— start Raw data —

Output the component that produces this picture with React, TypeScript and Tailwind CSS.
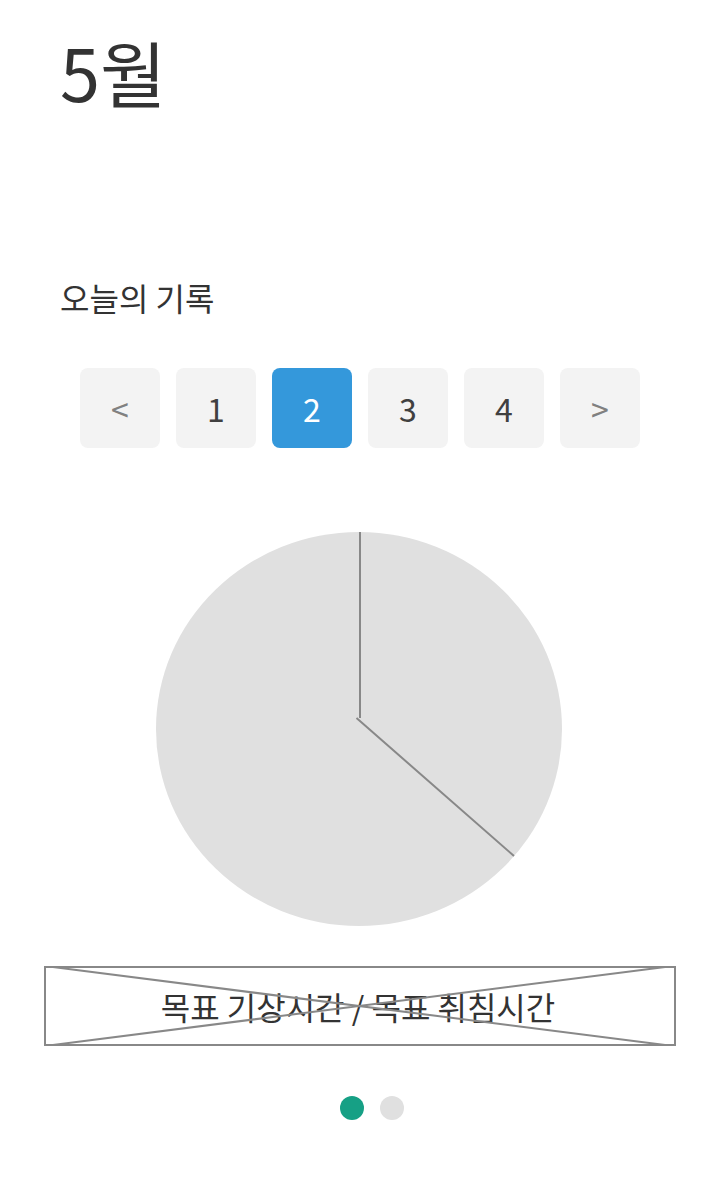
const pages = ["1", "2", "3", "4"];

export default function App() {
  return (
    <main className="flex min-h-screen flex-col bg-white font-['Noto_Sans_CJK_KR','Noto_Sans',sans-serif] text-[#333]">
      <h1 className="px-15 pt-6 text-[72px] leading-[94px]">5월</h1>
      <h2 className="mt-[155px] px-15 text-[32px] leading-12">오늘의 기록</h2>
      <nav aria-label="기록" className="mt-[47px] flex justify-center gap-4 text-[32px] text-[#404040]">
        <button type="button" aria-label="이전" className="size-20 rounded-lg bg-[#f3f3f3] text-[#808080]">&lt;</button>
        {pages.map((page) => (
          <button
            key={page}
            type="button"
            aria-current={page === "2" ? "page" : undefined}
            className={page === "2" ? "size-20 rounded-lg bg-[#3498db] text-white" : "size-20 rounded-lg bg-[#f3f3f3]"}
          >
            {page}
          </button>
        ))}
        <button type="button" aria-label="다음" className="size-20 rounded-lg bg-[#f3f3f3] text-[#808080]">&gt;</button>
      </nav>
      <svg className="mx-auto mt-21 h-[394px] w-[408px]" viewBox="0 0 408 394" fill="none" aria-hidden="true">
        <ellipse cx="203" cy="197" rx="203" ry="197" fill="#e0e0e0" />
        <path d="M204 0V186M200.500 186L358 324" stroke="#888" strokeWidth="2" />
      </svg>
      <section className="relative mx-11 mt-10 flex h-20 items-center justify-center border-2 border-[#888] pr-1">
        <p className="text-[32px] leading-12">목표 기상시간 / 목표 취침시간</p>
        <svg className="absolute inset-0 size-full overflow-hidden" viewBox="0 0 628 76" preserveAspectRatio="none" fill="none" aria-hidden="true">
          <path d="M-1 -2L627 78M627 -2L-1 78" stroke="#888" strokeWidth="2" />
        </svg>
      </section>
      <div className="mt-[50px] flex justify-center gap-4 pl-6">
        <button type="button" aria-label="페이지 1" className="size-6 rounded-full bg-[#16a085]" />
        <button type="button" aria-label="페이지 2" className="size-6 rounded-full bg-[#e0e0e0]" />
      </div>
    </main>
  );
}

— end Raw data —

What to produce
Write out the data precisely as given, excluding the pictures.

Exercise solution
Output the component that produces this picture with React, TypeScript and Tailwind CSS.
const pages = ["1", "2", "3", "4"];

export default function App() {
  return (
    <main className="flex min-h-screen flex-col bg-white font-['Noto_Sans_CJK_KR','Noto_Sans',sans-serif] text-[#333]">
      <h1 className="px-15 pt-6 text-[72px] leading-[94px]">5월</h1>
      <h2 className="mt-[155px] px-15 text-[32px] leading-12">오늘의 기록</h2>
      <nav aria-label="기록" className="mt-[47px] flex justify-center gap-4 text-[32px] text-[#404040]">
        <button type="button" aria-label="이전" className="size-20 rounded-lg bg-[#f3f3f3] text-[#808080]">&lt;</button>
        {pages.map((page) => (
          <button
            key={page}
            type="button"
            aria-current={page === "2" ? "page" : undefined}
            className={page === "2" ? "size-20 rounded-lg bg-[#3498db] text-white" : "size-20 rounded-lg bg-[#f3f3f3]"}
          >
            {page}
          </button>
        ))}
        <button type="button" aria-label="다음" className="size-20 rounded-lg bg-[#f3f3f3] text-[#808080]">&gt;</button>
      </nav>
      <svg className="mx-auto mt-21 h-[394px] w-[408px]" viewBox="0 0 408 394" fill="none" aria-hidden="true">
        <ellipse cx="203" cy="197" rx="203" ry="197" fill="#e0e0e0" />
        <path d="M204 0V186M200.500 186L358 324" stroke="#888" strokeWidth="2" />
      </svg>
      <section className="relative mx-11 mt-10 flex h-20 items-center justify-center border-2 border-[#888] pr-1">
        <p className="text-[32px] leading-12">목표 기상시간 / 목표 취침시간</p>
        <svg className="absolute inset-0 size-full overflow-hidden" viewBox="0 0 628 76" preserveAspectRatio="none" fill="none" aria-hidden="true">
          <path d="M-1 -2L627 78M627 -2L-1 78" stroke="#888" strokeWidth="2" />
        </svg>
      </section>
      <div className="mt-[50px] flex justify-center gap-4 pl-6">
        <button type="button" aria-label="페이지 1" className="size-6 rounded-full bg-[#16a085]" />
        <button type="button" aria-label="페이지 2" className="size-6 rounded-full bg-[#e0e0e0]" />
      </div>
    </main>
  );
}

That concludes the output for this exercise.